Just writing down the connections here for myself and maybe others:

A matrix represents a linear function taking a vector and returning a vector, written as

w = M v

Matrix multiplication corresponds to function composition.

Vectors can be indexed, and we can view them as a function i -> v[i] defined on the indexing set. We can also define basis vectors b_i, such that b_i[j] is 1 at index j=i and 0 otherwise. Any vector can be written as a weighted sum of basis vectors, with the vector components as coefficients:

v = Σ_i v[i] b_i

where Σ_i represents summation over the index i.

Matrices can be indexed with two indices, and this is closely related to vector indexing: For a matrix M, we have

M[i, j] = (M b_j)[i]

Each column of the matrix represents its output for a certain basis vector as input. By writing a vector as a sum of basis vectors and using linearity, we get the well-known matrix-vector multiplication formula:

(M v)[i] = Σ_j M[i, j] v[j]

burnished · on July 6, 2021

Can you link to context for this? I learned both in linear algebra, so it seems like either would be just as 'expected'.

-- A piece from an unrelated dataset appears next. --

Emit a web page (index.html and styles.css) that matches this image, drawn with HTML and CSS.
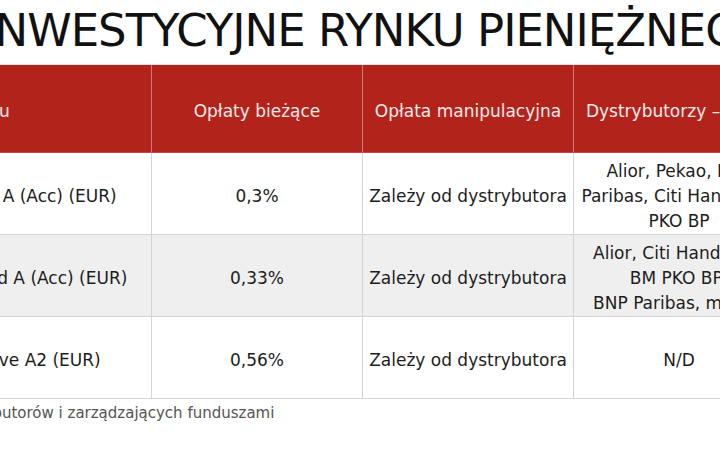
FILE: index.html
```html
<!DOCTYPE html>
<html lang="pl">
<head>
<meta charset="utf-8">
<title>Fundusze inwestycyjne rynku pieniężnego</title>
<link rel="stylesheet" href="styles.css">
</head>
<body>
<div class="page">
  <h1 class="title">FUNDUSZE INWESTYCYJNE RYNKU PIENIĘŻNEGO</h1>
  <div class="table">
    <div class="cell head first">Nazwa funduszu</div>
    <div class="cell head">Opłaty bieżące</div>
    <div class="cell head">Opłata manipulacyjna</div>
    <div class="cell head">Dystrybutorzy – banki</div>

    <div class="cell first">Amundi Euro Liquidity Fund A (Acc) (EUR)</div>
    <div class="cell">0,3%</div>
    <div class="cell">Zależy od dystrybutora</div>
    <div class="cell">Alior, Pekao, BNP<br>Paribas, Citi Handlowy,<br>PKO BP</div>

    <div class="cell alt first">BlackRock Euro Liquidity Fund A (Acc) (EUR)</div>
    <div class="cell alt">0,33%</div>
    <div class="cell alt">Zależy od dystrybutora</div>
    <div class="cell alt">Alior, Citi Handlowy,<br>BM PKO BP,<br>BNP Paribas, mBank</div>

    <div class="cell first">Pictet EUR Liquidity Reserve A2 (EUR)</div>
    <div class="cell">0,56%</div>
    <div class="cell">Zależy od dystrybutora</div>
    <div class="cell">N/D</div>
  </div>
  <p class="note">Źródło: dane dystrybutorów i zarządzających funduszami</p>
</div>
</body>
</html>
```
FILE: styles.css
```css
* { box-sizing: border-box; }
html, body { margin: 0; background: #fff; }
body {
  width: 720px;
  height: 449px;
  overflow: hidden;
  font-family: "DejaVu Sans", sans-serif;
  color: #1d1d1d;
}
.page {
  margin-left: -271px;
  width: 1055px;
}
.title {
  margin: 0;
  padding: 5px 17px 0 0;
  font-size: 45px;
  font-weight: 400;
  letter-spacing: -1px;
  line-height: 52px;
  text-align: center;
  white-space: nowrap;
  color: #111;
}
.table {
  margin-top: 7px;
  display: grid;
  grid-template-columns: 422px 211px 211px 211px;
  border-top: 1px solid #e3e3e3;
}
.cell {
  height: 82px;
  display: flex;
  align-items: center;
  justify-content: center;
  text-align: center;
  font-size: 17px;
  line-height: 25px;
  padding: 5px 6px 0;
  white-space: nowrap;
  border-bottom: 1px solid #d4d4d4;
  border-left: 1px solid #d4d4d4;
}
.cell.first { border-left: none; }
.head {
  height: 88px;
  background: #b2241b;
  color: #fbeae8;
  border-left-color: #d27a74;
  border-bottom-color: #c4463e;
}
.alt { background: #efefef; }
.note {
  margin: 4px 0 0;
  padding-left: 116px;
  font-size: 15px;
  line-height: 20px;
  color: #555;
  white-space: nowrap;
}
```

mixedmath · on July 6, 2021

Here's a concrete example. The first matrix in the post is f = [[1, 1, 1], [1, 1, 1], [1, 1, 1]].

In linear algebra, we would interpret this as a linear map. A true equation would be f([1, 2, 3]^T) = [6, 6, 6]^T (where I'm using ^T to mean "transpose to a column vector").

But here, the author means f(1, 2) = 1, i.e. the (1,2) coordinate of the matrix is 1.

burnished · on July 6, 2021

Thank you! Yes, I agree, thank you for explaining that to me.

wildmanx · on July 6, 2021

And interestingly, both are connected. If d_i somewhat hand-wavingly expresses the vector d_i = (0, ..., 0, 1, 0, ... 0) with the 1 at position i, then given matrix M you can do

f(i, j) := d_i^T * M * d_j

The RHS is using classical matrix multiplication, and the function value will be the matrix' entry at column i, row j.